If they had at times been too lenient toward lawlessness, and at others too impatient to wait for legal formalities, a ready explanation may be found in their absorption in business cares and enterprises. A new country of unknown resources had to be developed. Other things must wait. Governor Gilmer, of Georgia, who visited Montgomery in 1833, was deeply--perhaps too deeply--impressed with this side of their life. He says:
“I found the fertile lands of Montgomery settled up with active, intelligent, wealthy citizens, who had been drawn to it from the old States by the great advantages which it afforded to those who desired to increase their riches. The rapid accumulation of wealth whetted the appetite for getting money, until the people could not be satisfied with any quantity acquired. It was a subject of wondering cogitation to me, who had for many years been constantly taken up with the affairs of the government, and the strife of party politics, to listen to my Montgomery friends talking without ceasing of cotton, negroes, land and money.”
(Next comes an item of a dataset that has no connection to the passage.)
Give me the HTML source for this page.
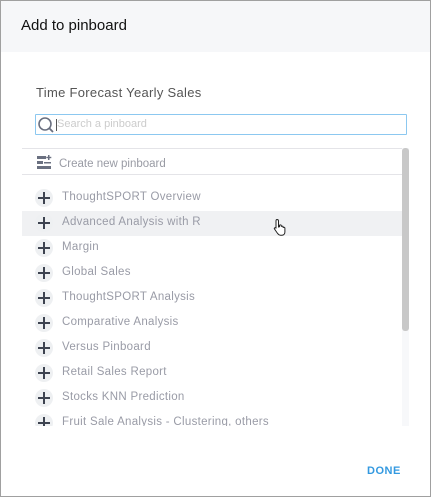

The hardest problem that the business man of those early times had to face was the question of transportation. Dry goods, groceries and manufactured articles had at first been brought from Savannah and Charleston by wagon or horseback. But the way was long, the roads wretched,--especially through the Creek territory,--and the Indians demanded exorbitant tolls at the bridges; so the method was anything but satisfactory, and other plans were soon tried. Barges and flatboats were laboriously poled up from Mobile. They bore the promising names, _Alabama Swan_, _Lady of the Lake_, _Cotton Patch_ and _Ready Money_, but consumed from fifty to seventy days on the trip. The local paper records the arrival of an “amphibious animal in the shape of a boat from East Tennessee.” It came down the Tennessee, was transported across thirty miles of land to the Coosa, and by that river reached its destination. After a journey of a thousand miles, it finally arrived with an amusing assortment of flour, whiskey, apple brandy, cider, dried fruit, feathers and a five-wheel carriage,--some of which must have been taken on board near the end of the trip.
Under such circumstances, the arrival of the first steamboat, the _Harriet_, on October 22, 1821, marked an epoch. Nor did the town fail to appreciate its importance. The entire population turned out to bid it welcome. The next day it carried an excursion up the river at the lively rate of six miles an hour. Steam was too precious to be wasted in whistling, so a gun was fired to signal its approach.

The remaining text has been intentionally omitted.